═════ Supplied data ═════

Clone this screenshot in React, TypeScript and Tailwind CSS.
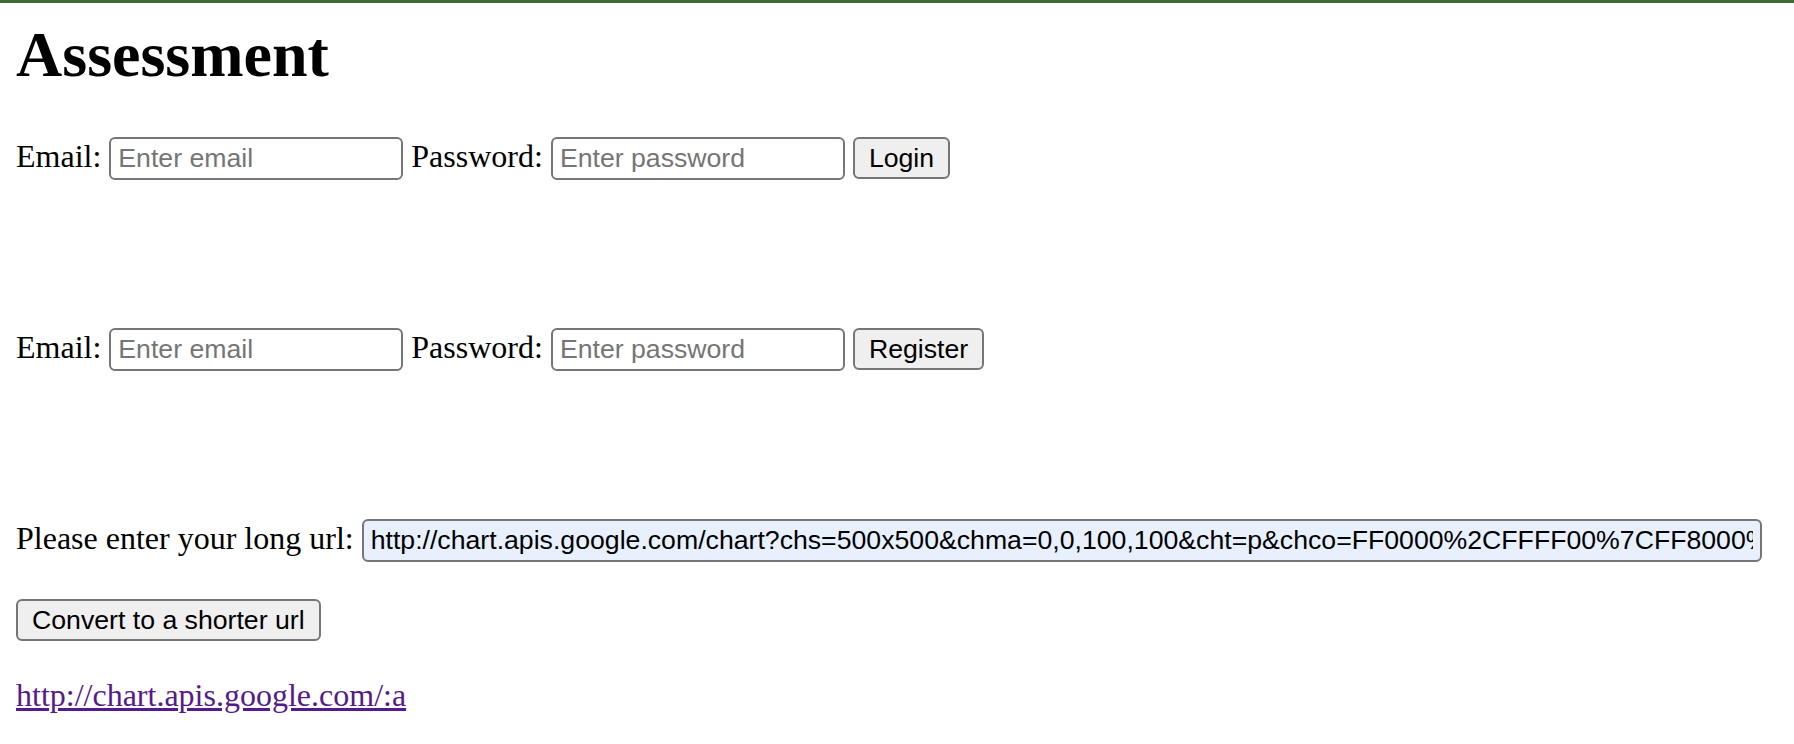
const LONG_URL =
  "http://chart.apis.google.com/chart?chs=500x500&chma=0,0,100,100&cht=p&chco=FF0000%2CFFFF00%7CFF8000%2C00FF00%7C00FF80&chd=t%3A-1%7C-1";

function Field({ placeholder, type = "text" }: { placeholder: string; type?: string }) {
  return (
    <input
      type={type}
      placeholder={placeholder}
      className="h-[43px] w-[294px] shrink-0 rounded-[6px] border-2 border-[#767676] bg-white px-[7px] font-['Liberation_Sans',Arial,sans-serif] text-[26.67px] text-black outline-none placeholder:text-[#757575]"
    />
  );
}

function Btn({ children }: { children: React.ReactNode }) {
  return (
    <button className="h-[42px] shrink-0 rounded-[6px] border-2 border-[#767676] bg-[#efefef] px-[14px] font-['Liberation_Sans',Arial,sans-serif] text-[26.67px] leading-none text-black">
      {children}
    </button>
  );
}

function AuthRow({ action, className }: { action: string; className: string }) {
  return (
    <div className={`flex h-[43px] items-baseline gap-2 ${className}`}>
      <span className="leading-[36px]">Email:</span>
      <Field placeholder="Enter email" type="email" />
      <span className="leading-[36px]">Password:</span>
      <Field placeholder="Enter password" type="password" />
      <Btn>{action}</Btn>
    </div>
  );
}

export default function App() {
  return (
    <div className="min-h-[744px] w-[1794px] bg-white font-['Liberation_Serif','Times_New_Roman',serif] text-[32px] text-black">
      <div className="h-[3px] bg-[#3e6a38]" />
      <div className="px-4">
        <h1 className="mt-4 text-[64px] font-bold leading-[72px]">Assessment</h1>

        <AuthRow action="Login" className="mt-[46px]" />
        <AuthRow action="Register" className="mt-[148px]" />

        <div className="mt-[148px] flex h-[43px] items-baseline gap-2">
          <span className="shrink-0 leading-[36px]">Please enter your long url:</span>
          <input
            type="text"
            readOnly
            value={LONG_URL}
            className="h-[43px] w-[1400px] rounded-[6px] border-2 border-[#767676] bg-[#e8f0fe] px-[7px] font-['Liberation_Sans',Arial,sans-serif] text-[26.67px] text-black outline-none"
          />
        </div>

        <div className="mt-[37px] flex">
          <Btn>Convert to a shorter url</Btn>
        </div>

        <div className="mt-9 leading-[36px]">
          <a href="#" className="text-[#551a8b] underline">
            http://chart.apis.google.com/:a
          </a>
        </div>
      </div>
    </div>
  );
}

═════
═════ Supplied data ═════

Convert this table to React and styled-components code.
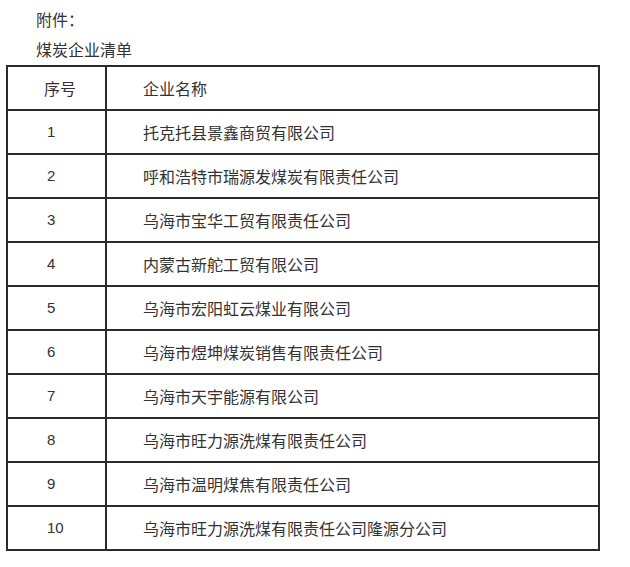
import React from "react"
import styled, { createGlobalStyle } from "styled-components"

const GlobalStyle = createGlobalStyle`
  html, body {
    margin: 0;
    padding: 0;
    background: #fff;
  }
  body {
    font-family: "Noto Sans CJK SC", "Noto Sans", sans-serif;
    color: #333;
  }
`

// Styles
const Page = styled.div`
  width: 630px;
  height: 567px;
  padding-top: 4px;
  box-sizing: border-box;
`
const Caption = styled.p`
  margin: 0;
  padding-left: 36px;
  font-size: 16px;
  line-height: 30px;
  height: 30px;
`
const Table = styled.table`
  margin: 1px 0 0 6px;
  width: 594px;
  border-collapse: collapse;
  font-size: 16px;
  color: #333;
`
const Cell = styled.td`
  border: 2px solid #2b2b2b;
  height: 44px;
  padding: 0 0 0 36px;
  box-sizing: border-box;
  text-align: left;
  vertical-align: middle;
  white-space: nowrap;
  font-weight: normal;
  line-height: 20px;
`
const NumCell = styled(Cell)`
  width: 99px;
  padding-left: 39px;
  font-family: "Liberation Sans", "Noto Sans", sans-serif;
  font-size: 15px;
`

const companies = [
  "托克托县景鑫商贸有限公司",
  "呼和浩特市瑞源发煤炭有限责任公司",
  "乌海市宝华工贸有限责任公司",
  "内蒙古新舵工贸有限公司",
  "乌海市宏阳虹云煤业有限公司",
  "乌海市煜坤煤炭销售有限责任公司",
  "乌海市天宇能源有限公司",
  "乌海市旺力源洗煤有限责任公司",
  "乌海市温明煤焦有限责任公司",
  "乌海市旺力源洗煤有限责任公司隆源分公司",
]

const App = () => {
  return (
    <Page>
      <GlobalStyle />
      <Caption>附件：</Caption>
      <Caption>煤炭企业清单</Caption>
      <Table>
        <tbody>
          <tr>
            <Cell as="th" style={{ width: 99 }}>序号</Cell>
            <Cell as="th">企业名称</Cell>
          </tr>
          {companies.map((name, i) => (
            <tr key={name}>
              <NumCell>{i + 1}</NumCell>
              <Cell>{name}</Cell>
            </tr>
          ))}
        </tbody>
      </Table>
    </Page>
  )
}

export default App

═════
═════ Supplied data ═════

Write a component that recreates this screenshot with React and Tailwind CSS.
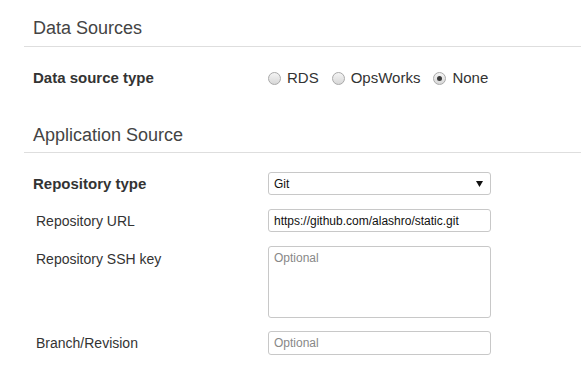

═════

### Exercise task
Say, as a single number and nothing more, how many lines of the entries contain the word "Tailwind".

### Response to this task
2